Но в этом запатистском марше есть что-то особенное. Во-первых, он не заканчивается в Сан Кристобаль де лас Касас; там он начинается, пересекает вдоль и поперек всю страну и только тогда прибывает в Мехико. Ведут караван, прозванный мексиканской прессой «запатур», двадцать четыре запатистских командира в полной форме и в масках (но без оружия), включая самого субкоманданте Маркоса. Поскольку для запатистского командования выезжать за пределы Чьяпаса – дело неслыханное (а на всем пути их ждут мстители, грозящие Маркосу смертоносными дуэлями), то запатур нуждается в плотной охране. Красный крест от этого задания отказался, так что защиту предоставляют несколько сот активистов из Италии, называющих себя «iYa Basta!» (то есть «С нас довольно!») – согласно энергичному выражению, использованному в запатистском объявлении войны. (В итоге охрану осуществляли местные организации.) Сотни студентов, мелких фермеров и активистов влились в шествие, и многие тысячи приветствовали его по пути. В отличие от тех ранних приезжих в Чьяпасе, эти говорят, что они здесь не из-за «солидарности» с запатистами, а потому, что они сами запатисты. Некоторые даже называют себя самим субкоманданте Маркосом: к полному недоумению расспрашивающих журналистов, они говорят: «Мы все Маркос».

Вероятно, только человек, никогда не снимающий маски и скрывающий свое настоящее имя, мог повести этот караван нонконформистов, бунтарей, одиноких волков и анархистов в этот двухнедельный поход. Это люди, научившиеся держаться подальше от харизматических лидеров с безразмерной, на все случаи лсизни идеологией. Это не партийные лоялисты; это члены группировок, гордящиеся своей автономией и отсутствием иерархии.
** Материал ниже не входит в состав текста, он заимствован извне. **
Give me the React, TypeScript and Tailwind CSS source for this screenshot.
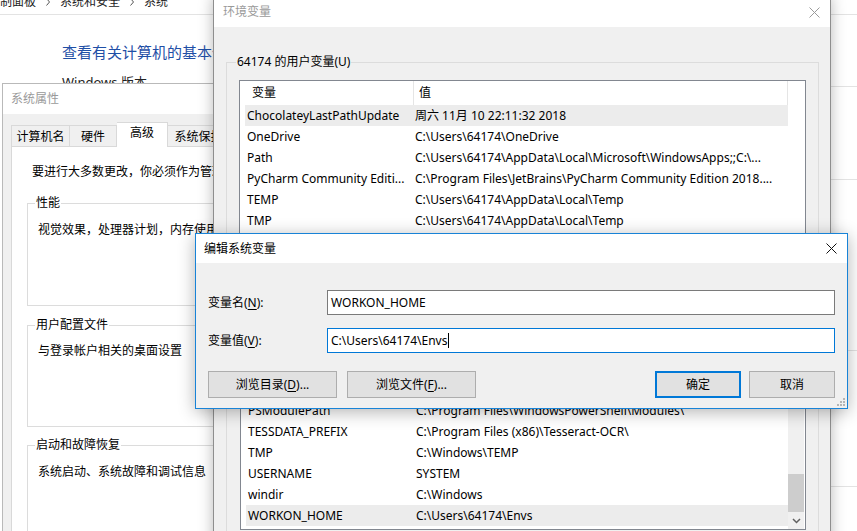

А Маркос со своей черной шерстяной маской, пронзительным взглядом и трубкой похож на антилидера, скроенного специально для этого подозрительного, остро критического народа. Он не только отказывается открыть лицо, тем самым подрывая (но одновременно и усугубляя) собственную известность, но и история его – это история человека, пришедшего к лидерству не играя уверенными козырями, а преодолевая политические неопределенности, учась следовать за другими.

Мало что известно об истинной личности Маркоса, но самая часто повторяющаяся из сопутствующих ему легенд утверждает: городской интеллектуал-марксист и активист Маркос разыскивался властями, и появляться в городах ему было небезопасно. Исполненный революционной риторики и убежденности, он бежал в горы Чьяпаса на юго-востоке Мексики, чтобы там приобщить бедные туземные массы к делу вооруженной пролетарской революции против буржуазии. Он говорил, что пролетарии всех стран должны соединяться, а индейцы майя оставались безучастны. Они не пролетарии, и потом, земля – это не чья-то собственность, это сердце сообщества. Потерпев провал в качестве марксистского миссионера, Маркос погрузился в культуру майя. Чем больше он узнавал, тем меньше знал. Из этого процесса родилась армия нового типа, EZLN, Запатистская армия национального освобождения, которой управляли не элитные полевые командиры, а сами сообщества – через подпольные советы и открытые собрания. «Наша армия, – говорит Маркос, – сделалась вопиюще индейской». Это означает, что он был не командиром, изрыгающим приказы, но субкоманданте, проводником воли советов. Его первыми словами в этом новом образе были: «Через меня говорит воля Запатистской армии национального освобождения». Еще далее принижая свою роль, Маркос говорит тем, кто ищет с ним встречи, что он не лидер, что его черная маска – это зеркало, в которой каждый видит отражение собственных борений, что запатист – это каждый, кто борется с несправедливостью где бы то ни было, что «мы – это вы». Самое его знаменитое высказывание одному журналисту: «Маркос – голубой в Сан-Франциско, черный в Южной Африке, азиат в Европе, чикано в Сан-Исидро, анархист в Испании, палестинец в Израиле, индеец майя на улицах Сан Кристобаля, еврей в Германии, цыган в Польше, могавк в Квебеке, пацифист в Боснии, одинокая женщина в метро в 10 часов вечера, крестьянин без земли, член банды в трущобах, безработный рабочий, несчастный студент и, конечно, запатист в горах».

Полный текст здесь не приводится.